* START Available records *

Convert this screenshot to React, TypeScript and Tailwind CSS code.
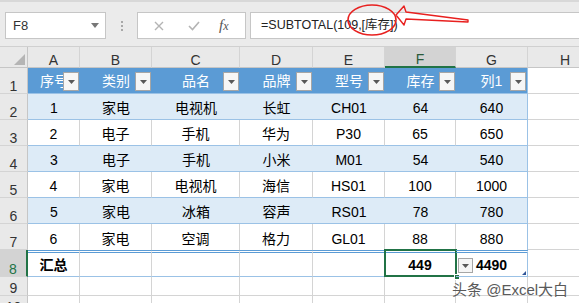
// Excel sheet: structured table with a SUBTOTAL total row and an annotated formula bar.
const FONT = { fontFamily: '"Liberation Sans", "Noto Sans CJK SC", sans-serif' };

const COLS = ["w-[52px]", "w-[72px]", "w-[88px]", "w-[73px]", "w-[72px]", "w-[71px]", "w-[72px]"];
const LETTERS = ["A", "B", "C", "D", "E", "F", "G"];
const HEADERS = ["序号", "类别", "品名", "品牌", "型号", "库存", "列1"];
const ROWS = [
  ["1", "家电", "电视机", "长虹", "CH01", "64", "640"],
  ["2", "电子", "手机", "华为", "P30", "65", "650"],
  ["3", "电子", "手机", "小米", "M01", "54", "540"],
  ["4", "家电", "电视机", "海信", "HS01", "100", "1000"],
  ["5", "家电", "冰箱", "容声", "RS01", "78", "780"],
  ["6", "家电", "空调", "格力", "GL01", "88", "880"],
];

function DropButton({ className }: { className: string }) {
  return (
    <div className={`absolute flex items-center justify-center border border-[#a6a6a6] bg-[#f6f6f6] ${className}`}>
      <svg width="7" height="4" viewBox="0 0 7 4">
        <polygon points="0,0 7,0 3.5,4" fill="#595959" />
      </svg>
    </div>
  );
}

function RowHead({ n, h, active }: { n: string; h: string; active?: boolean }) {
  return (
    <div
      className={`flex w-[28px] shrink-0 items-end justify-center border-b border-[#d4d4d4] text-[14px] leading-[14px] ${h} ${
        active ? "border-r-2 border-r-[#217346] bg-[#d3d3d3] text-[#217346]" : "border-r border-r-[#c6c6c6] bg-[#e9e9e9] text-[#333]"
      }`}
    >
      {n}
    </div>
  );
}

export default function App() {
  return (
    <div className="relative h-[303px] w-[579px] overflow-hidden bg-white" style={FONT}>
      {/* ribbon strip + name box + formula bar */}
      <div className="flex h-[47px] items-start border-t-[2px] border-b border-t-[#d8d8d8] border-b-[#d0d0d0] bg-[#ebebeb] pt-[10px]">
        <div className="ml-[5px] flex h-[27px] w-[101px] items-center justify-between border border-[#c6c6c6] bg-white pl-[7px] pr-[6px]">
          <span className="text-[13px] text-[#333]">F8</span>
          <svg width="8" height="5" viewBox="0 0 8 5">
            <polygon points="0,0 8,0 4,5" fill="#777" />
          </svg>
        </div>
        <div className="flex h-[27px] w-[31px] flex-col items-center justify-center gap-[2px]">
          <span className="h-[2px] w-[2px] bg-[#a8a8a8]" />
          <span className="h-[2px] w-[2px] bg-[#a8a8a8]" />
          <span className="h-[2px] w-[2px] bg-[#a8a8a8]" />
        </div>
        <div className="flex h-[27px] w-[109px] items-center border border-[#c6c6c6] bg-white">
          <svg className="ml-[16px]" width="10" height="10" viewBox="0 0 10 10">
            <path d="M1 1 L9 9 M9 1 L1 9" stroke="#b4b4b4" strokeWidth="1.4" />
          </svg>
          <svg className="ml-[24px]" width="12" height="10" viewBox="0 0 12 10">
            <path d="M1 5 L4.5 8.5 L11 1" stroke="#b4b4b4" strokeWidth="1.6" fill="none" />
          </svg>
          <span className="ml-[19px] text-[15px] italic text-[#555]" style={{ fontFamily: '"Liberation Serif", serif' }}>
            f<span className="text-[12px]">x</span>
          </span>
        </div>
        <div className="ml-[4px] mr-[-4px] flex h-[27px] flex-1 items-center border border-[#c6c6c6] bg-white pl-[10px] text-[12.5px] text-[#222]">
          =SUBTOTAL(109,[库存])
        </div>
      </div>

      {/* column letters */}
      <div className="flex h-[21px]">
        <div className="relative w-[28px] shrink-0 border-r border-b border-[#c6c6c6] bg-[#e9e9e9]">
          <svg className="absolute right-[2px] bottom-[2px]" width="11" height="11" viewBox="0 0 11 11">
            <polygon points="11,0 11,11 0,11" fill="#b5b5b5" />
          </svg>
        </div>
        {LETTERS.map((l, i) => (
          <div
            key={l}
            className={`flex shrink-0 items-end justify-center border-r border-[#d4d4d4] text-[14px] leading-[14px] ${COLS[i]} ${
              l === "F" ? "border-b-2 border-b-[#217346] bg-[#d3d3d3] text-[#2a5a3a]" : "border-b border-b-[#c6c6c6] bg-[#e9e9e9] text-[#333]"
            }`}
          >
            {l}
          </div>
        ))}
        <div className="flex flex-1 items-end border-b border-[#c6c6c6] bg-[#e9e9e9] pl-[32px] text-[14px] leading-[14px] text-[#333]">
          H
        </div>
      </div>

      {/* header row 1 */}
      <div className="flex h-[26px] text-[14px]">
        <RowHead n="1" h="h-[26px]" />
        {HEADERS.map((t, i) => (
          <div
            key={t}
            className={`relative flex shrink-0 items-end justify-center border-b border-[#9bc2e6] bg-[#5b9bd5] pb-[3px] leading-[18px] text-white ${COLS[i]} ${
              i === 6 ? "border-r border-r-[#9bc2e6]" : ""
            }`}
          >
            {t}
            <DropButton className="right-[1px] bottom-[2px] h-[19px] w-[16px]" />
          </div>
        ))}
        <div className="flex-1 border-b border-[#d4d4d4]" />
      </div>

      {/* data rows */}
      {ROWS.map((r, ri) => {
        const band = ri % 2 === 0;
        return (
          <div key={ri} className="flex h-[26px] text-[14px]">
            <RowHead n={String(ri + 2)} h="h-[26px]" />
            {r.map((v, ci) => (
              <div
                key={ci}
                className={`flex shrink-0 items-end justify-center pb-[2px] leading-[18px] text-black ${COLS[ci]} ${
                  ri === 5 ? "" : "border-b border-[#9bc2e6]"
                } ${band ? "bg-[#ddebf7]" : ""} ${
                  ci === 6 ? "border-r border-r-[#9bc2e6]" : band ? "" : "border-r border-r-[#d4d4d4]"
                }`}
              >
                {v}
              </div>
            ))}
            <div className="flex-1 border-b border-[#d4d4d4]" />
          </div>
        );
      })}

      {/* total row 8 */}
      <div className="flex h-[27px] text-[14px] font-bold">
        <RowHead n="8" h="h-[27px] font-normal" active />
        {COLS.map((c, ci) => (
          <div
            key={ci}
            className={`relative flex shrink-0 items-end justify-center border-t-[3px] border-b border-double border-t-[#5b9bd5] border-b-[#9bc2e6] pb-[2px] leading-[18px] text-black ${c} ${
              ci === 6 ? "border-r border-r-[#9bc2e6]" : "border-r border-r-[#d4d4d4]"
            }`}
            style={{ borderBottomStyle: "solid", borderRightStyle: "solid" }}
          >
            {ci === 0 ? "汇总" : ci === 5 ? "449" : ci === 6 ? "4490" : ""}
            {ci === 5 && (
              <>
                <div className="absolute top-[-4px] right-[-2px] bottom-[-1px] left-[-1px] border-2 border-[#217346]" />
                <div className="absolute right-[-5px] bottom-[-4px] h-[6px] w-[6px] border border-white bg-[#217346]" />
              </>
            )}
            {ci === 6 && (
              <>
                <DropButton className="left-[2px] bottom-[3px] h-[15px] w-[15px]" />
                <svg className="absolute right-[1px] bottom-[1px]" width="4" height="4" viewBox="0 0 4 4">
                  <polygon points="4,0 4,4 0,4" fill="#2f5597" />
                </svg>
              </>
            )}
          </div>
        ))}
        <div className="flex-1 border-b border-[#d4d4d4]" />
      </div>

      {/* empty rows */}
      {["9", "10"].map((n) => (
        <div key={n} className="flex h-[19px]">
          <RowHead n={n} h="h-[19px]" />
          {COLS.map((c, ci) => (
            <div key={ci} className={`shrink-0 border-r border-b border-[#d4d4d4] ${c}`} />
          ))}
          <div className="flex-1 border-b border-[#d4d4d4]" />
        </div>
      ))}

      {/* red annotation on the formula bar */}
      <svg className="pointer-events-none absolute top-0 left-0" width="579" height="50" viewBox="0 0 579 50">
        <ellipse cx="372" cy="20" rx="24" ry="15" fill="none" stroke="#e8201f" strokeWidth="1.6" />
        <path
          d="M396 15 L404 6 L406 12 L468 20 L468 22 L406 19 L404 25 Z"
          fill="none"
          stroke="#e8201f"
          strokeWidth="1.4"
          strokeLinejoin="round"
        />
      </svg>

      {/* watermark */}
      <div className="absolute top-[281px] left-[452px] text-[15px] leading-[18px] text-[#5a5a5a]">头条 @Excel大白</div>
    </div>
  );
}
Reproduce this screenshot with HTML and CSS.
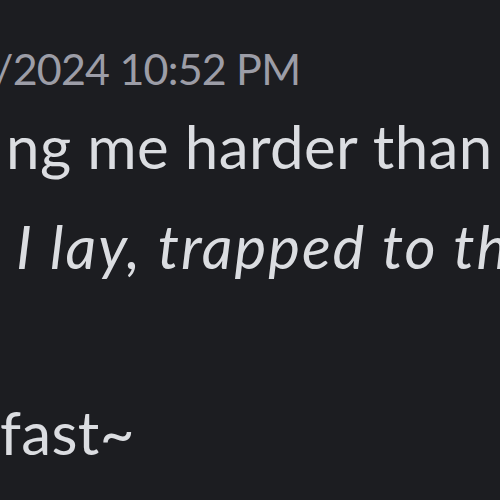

* END Available records *

→ **The task**: Gather all lines with the string "screenshot" from the data.

→ **Answer below**:
Convert this screenshot to React, TypeScript and Tailwind CSS code.
Reproduce this screenshot with HTML and CSS.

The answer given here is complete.